* _Short problem_: Exactly as written, please set down all of the entries again, with no pictures.

-- start Supplied data --

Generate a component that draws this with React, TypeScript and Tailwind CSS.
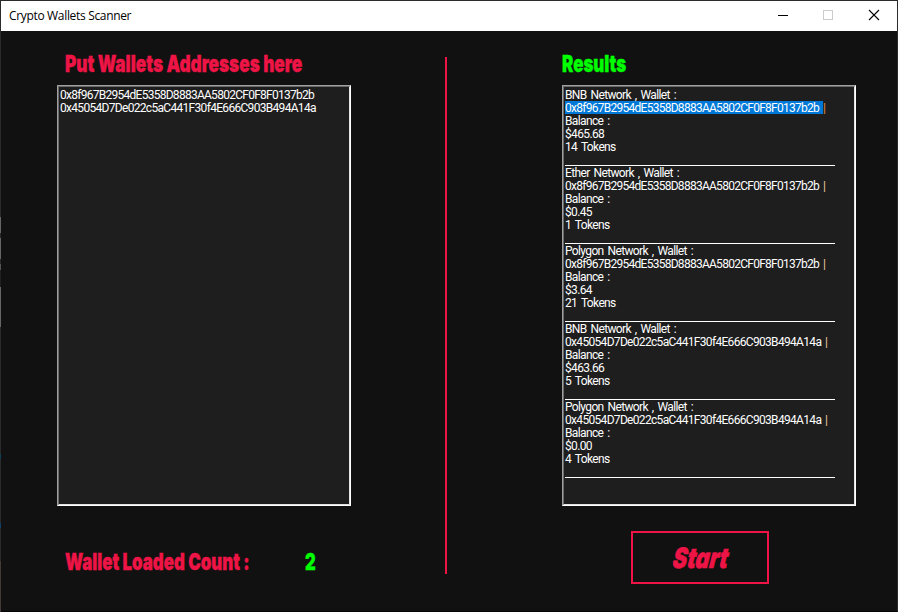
import type { ReactNode } from "react";

const FIRST = "0x8f967B2954dE5358D8883AA5802CF0F8F0137b2b";
const SECOND = "0x45054D7De022c5aC441F30f4E666C903B494A14a";

const results = [
  { network: "BNB", wallet: FIRST, balance: "$465.68", tokens: 14, selected: true },
  { network: "Ether", wallet: FIRST, balance: "$0.45", tokens: 1, selected: false },
  { network: "Polygon", wallet: FIRST, balance: "$3.64", tokens: 21, selected: false },
  { network: "BNB", wallet: SECOND, balance: "$463.66", tokens: 5, selected: false },
  { network: "Polygon", wallet: SECOND, balance: "$0.00", tokens: 4, selected: false },
];

function TextBox({ children }: { children: ReactNode }) {
  return (
    <div className="h-[421px] w-[294px] border border-t-[#a0a0a0] border-r-white border-b-white border-l-[#a0a0a0]">
      <div className="h-full border border-t-[#696969] border-r-[#e3e3e3] border-b-[#e3e3e3] border-l-[#696969] bg-[#1e1e1e] pt-px pl-px font-['Roboto',sans-serif] text-[12px] leading-[13px] tracking-[-0.64px] whitespace-pre text-white [word-spacing:1.6px]">
        {children}
      </div>
    </div>
  );
}

function Line({ children, className = "" }: { children: ReactNode; className?: string }) {
  return (
    <div className={className}>
      <div className="translate-y-px">{children}</div>
    </div>
  );
}

function Heading({ children, className }: { children: ReactNode; className: string }) {
  return (
    <div className={`origin-left font-['Inter',sans-serif] text-[23px] leading-7 font-black whitespace-pre [-webkit-text-stroke:0.35px_currentColor] ${className}`}>
      {children}
    </div>
  );
}

// One-pixel strip of the desktop that shows along the window's left edge.
function LeftEdge() {
  return (
    <div className="flex w-px shrink-0 flex-col bg-[#2b2b2b] pt-[217px]">
      <div className="h-4 bg-[#666666]" />
      <div className="h-[5px]" />
      <div className="h-[21px] bg-[#666666]" />
      <div className="h-[5px]" />
      <div className="h-1.5 bg-[#555555]" />
      <div className="h-[17px] bg-[#202020]" />
      <div className="h-10 bg-[#666666]" />
      <div className="mt-[127px] h-[5px] bg-[#123f58]" />
      <div className="mt-16 h-[5px] bg-[#123f68]" />
      <div className="mt-[33px] grow bg-[#443a37]" />
    </div>
  );
}

export default function App() {
  return (
    <div className="flex h-[612px] w-[898px] overflow-hidden">
      <LeftEdge />
      <div className="flex grow flex-col border-t border-r border-b border-t-[#2b2b2b] border-r-[#2b2b2b] border-b-[#050505] bg-[#111111]">
        <header className="flex h-[30px] shrink-0 items-center bg-white pl-2">
          <h1 className="grow font-['Open_Sans',sans-serif] text-[12px] tracking-[-0.33px] text-black">Crypto Wallets Scanner</h1>
          <svg className="h-[30px] w-[135px]" viewBox="0 0 135 30" fill="none" shapeRendering="crispEdges">
            <path d="M16 14.5h10" stroke="#000" />
            <path d="M61.5 9.5h9v9h-9z" stroke="#ccc" />
            <path d="m107 9 10 10m0-10-10 10" stroke="#000" strokeWidth="1.1" shapeRendering="auto" />
          </svg>
        </header>
        <main className="flex grow pl-14">
          <section className="w-[294px] shrink-0 pt-[19px]">
            <Heading className="ml-2 h-[35px] w-max scale-x-[0.748] text-[#ee1446]">Put Wallets Addresses here</Heading>
            <TextBox>
              <Line className="tracking-[-0.73px]">{FIRST}</Line>
              <Line className="tracking-[-0.69px]">{SECOND}</Line>
            </TextBox>
            <div className="mt-[42px] flex pl-2">
              <div className="w-60">
                <Heading className="w-max scale-x-[0.733] text-[#ee1446]">Wallet Loaded Count :</Heading>
              </div>
              <Heading className="scale-x-[0.72] text-[#00ff00]">2</Heading>
            </div>
          </section>
          <div className="mt-[26px] ml-[94px] h-[517px] w-0.5 shrink-0 bg-[#ee1446]" />
          <section className="ml-[115px] w-[294px] shrink-0 pt-[19px]">
            <Heading className="h-[35px] w-max scale-x-[0.735] text-[#00ff00]">Results</Heading>
            <TextBox>
              {results.map((r, i) => (
                <div key={i} className="h-[78px] w-[270px] border-b border-white">
                  <Line>{r.network} Network , Wallet :</Line>
                  <div className="flex">
                    <Line className={r.selected ? "w-[258px] bg-[#0078d7] tracking-[-0.73px]" : r.wallet === FIRST ? "w-[258px] tracking-[-0.73px]" : "w-[260px] tracking-[-0.68px]"}>
                      {r.wallet}
                    </Line>
                    <Line className={r.selected ? "text-[#e89040]" : "text-[#ecc99d]"}>|</Line>
                  </div>
                  <Line>Balance :</Line>
                  <Line>{r.balance}</Line>
                  <Line>{r.tokens} Tokens</Line>
                </div>
              ))}
            </TextBox>
            <button className="mt-[25px] ml-[69px] flex h-[53px] w-[138px] items-center justify-center border-2 border-[#ee1446] pl-0.5 font-['Inter',sans-serif] text-[28px] font-black text-[#ee1446] italic [-webkit-text-stroke:0.6px_currentColor]">
              <span className="scale-x-[0.77] -skew-x-9">Start</span>
            </button>
          </section>
        </main>
      </div>
    </div>
  );
}
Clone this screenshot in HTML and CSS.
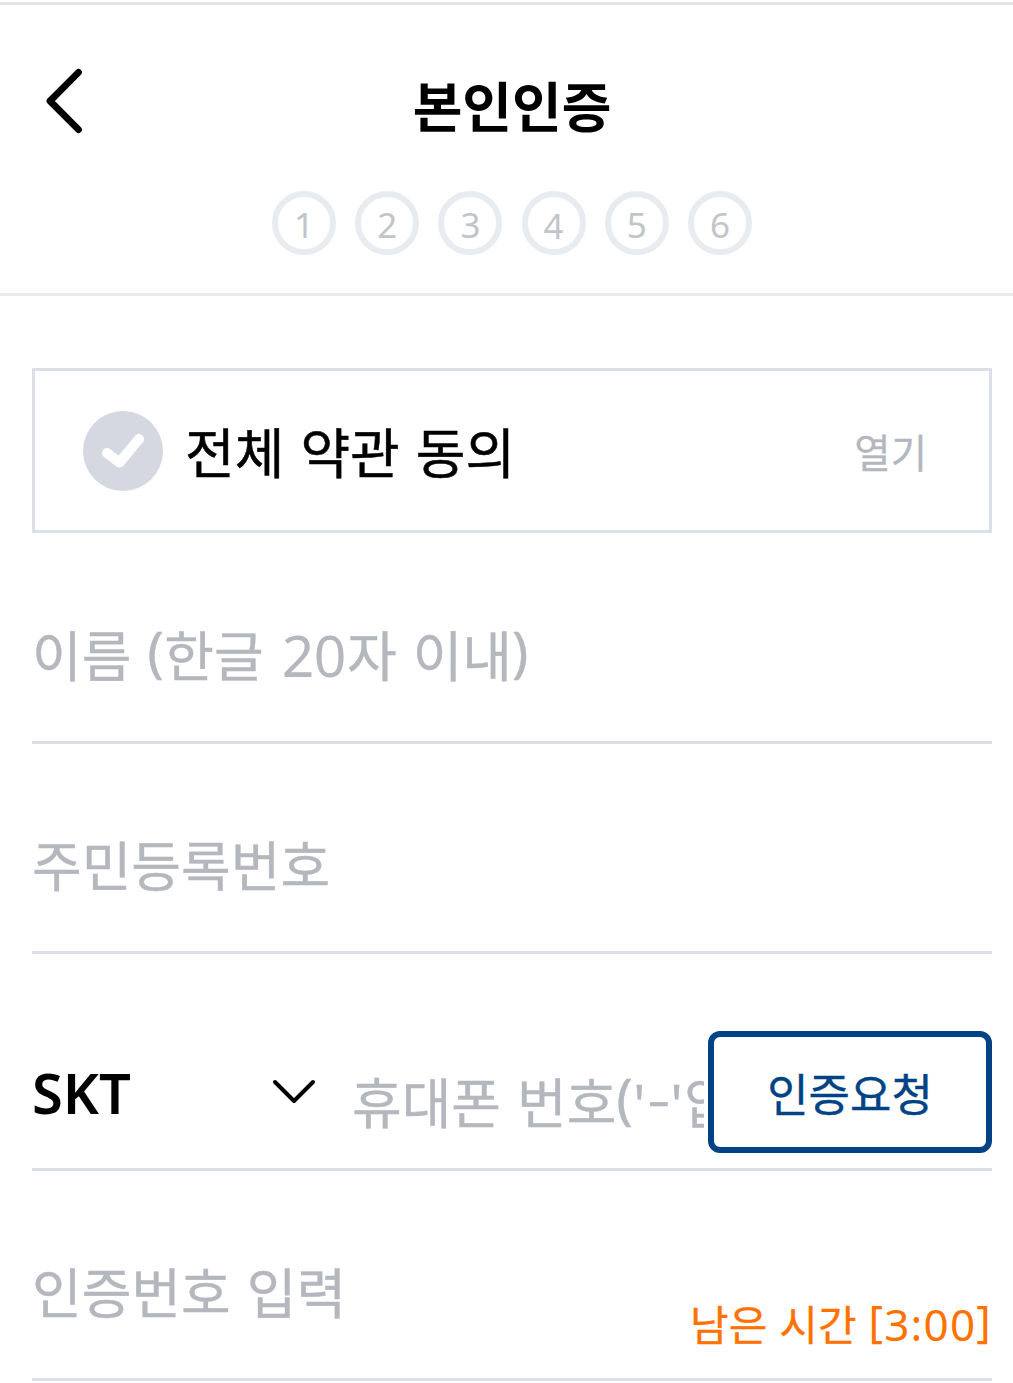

-- end Supplied data --

* _Correct output_:
Generate a component that draws this with React, TypeScript and Tailwind CSS.
import type { ReactNode } from "react";

const FIRST = "0x8f967B2954dE5358D8883AA5802CF0F8F0137b2b";
const SECOND = "0x45054D7De022c5aC441F30f4E666C903B494A14a";

const results = [
  { network: "BNB", wallet: FIRST, balance: "$465.68", tokens: 14, selected: true },
  { network: "Ether", wallet: FIRST, balance: "$0.45", tokens: 1, selected: false },
  { network: "Polygon", wallet: FIRST, balance: "$3.64", tokens: 21, selected: false },
  { network: "BNB", wallet: SECOND, balance: "$463.66", tokens: 5, selected: false },
  { network: "Polygon", wallet: SECOND, balance: "$0.00", tokens: 4, selected: false },
];

function TextBox({ children }: { children: ReactNode }) {
  return (
    <div className="h-[421px] w-[294px] border border-t-[#a0a0a0] border-r-white border-b-white border-l-[#a0a0a0]">
      <div className="h-full border border-t-[#696969] border-r-[#e3e3e3] border-b-[#e3e3e3] border-l-[#696969] bg-[#1e1e1e] pt-px pl-px font-['Roboto',sans-serif] text-[12px] leading-[13px] tracking-[-0.64px] whitespace-pre text-white [word-spacing:1.6px]">
        {children}
      </div>
    </div>
  );
}

function Line({ children, className = "" }: { children: ReactNode; className?: string }) {
  return (
    <div className={className}>
      <div className="translate-y-px">{children}</div>
    </div>
  );
}

function Heading({ children, className }: { children: ReactNode; className: string }) {
  return (
    <div className={`origin-left font-['Inter',sans-serif] text-[23px] leading-7 font-black whitespace-pre [-webkit-text-stroke:0.35px_currentColor] ${className}`}>
      {children}
    </div>
  );
}

// One-pixel strip of the desktop that shows along the window's left edge.
function LeftEdge() {
  return (
    <div className="flex w-px shrink-0 flex-col bg-[#2b2b2b] pt-[217px]">
      <div className="h-4 bg-[#666666]" />
      <div className="h-[5px]" />
      <div className="h-[21px] bg-[#666666]" />
      <div className="h-[5px]" />
      <div className="h-1.5 bg-[#555555]" />
      <div className="h-[17px] bg-[#202020]" />
      <div className="h-10 bg-[#666666]" />
      <div className="mt-[127px] h-[5px] bg-[#123f58]" />
      <div className="mt-16 h-[5px] bg-[#123f68]" />
      <div className="mt-[33px] grow bg-[#443a37]" />
    </div>
  );
}

export default function App() {
  return (
    <div className="flex h-[612px] w-[898px] overflow-hidden">
      <LeftEdge />
      <div className="flex grow flex-col border-t border-r border-b border-t-[#2b2b2b] border-r-[#2b2b2b] border-b-[#050505] bg-[#111111]">
        <header className="flex h-[30px] shrink-0 items-center bg-white pl-2">
          <h1 className="grow font-['Open_Sans',sans-serif] text-[12px] tracking-[-0.33px] text-black">Crypto Wallets Scanner</h1>
          <svg className="h-[30px] w-[135px]" viewBox="0 0 135 30" fill="none" shapeRendering="crispEdges">
            <path d="M16 14.5h10" stroke="#000" />
            <path d="M61.5 9.5h9v9h-9z" stroke="#ccc" />
            <path d="m107 9 10 10m0-10-10 10" stroke="#000" strokeWidth="1.1" shapeRendering="auto" />
          </svg>
        </header>
        <main className="flex grow pl-14">
          <section className="w-[294px] shrink-0 pt-[19px]">
            <Heading className="ml-2 h-[35px] w-max scale-x-[0.748] text-[#ee1446]">Put Wallets Addresses here</Heading>
            <TextBox>
              <Line className="tracking-[-0.73px]">{FIRST}</Line>
              <Line className="tracking-[-0.69px]">{SECOND}</Line>
            </TextBox>
            <div className="mt-[42px] flex pl-2">
              <div className="w-60">
                <Heading className="w-max scale-x-[0.733] text-[#ee1446]">Wallet Loaded Count :</Heading>
              </div>
              <Heading className="scale-x-[0.72] text-[#00ff00]">2</Heading>
            </div>
          </section>
          <div className="mt-[26px] ml-[94px] h-[517px] w-0.5 shrink-0 bg-[#ee1446]" />
          <section className="ml-[115px] w-[294px] shrink-0 pt-[19px]">
            <Heading className="h-[35px] w-max scale-x-[0.735] text-[#00ff00]">Results</Heading>
            <TextBox>
              {results.map((r, i) => (
                <div key={i} className="h-[78px] w-[270px] border-b border-white">
                  <Line>{r.network} Network , Wallet :</Line>
                  <div className="flex">
                    <Line className={r.selected ? "w-[258px] bg-[#0078d7] tracking-[-0.73px]" : r.wallet === FIRST ? "w-[258px] tracking-[-0.73px]" : "w-[260px] tracking-[-0.68px]"}>
                      {r.wallet}
                    </Line>
                    <Line className={r.selected ? "text-[#e89040]" : "text-[#ecc99d]"}>|</Line>
                  </div>
                  <Line>Balance :</Line>
                  <Line>{r.balance}</Line>
                  <Line>{r.tokens} Tokens</Line>
                </div>
              ))}
            </TextBox>
            <button className="mt-[25px] ml-[69px] flex h-[53px] w-[138px] items-center justify-center border-2 border-[#ee1446] pl-0.5 font-['Inter',sans-serif] text-[28px] font-black text-[#ee1446] italic [-webkit-text-stroke:0.6px_currentColor]">
              <span className="scale-x-[0.77] -skew-x-9">Start</span>
            </button>
          </section>
        </main>
      </div>
    </div>
  );
}
Clone this screenshot in HTML and CSS.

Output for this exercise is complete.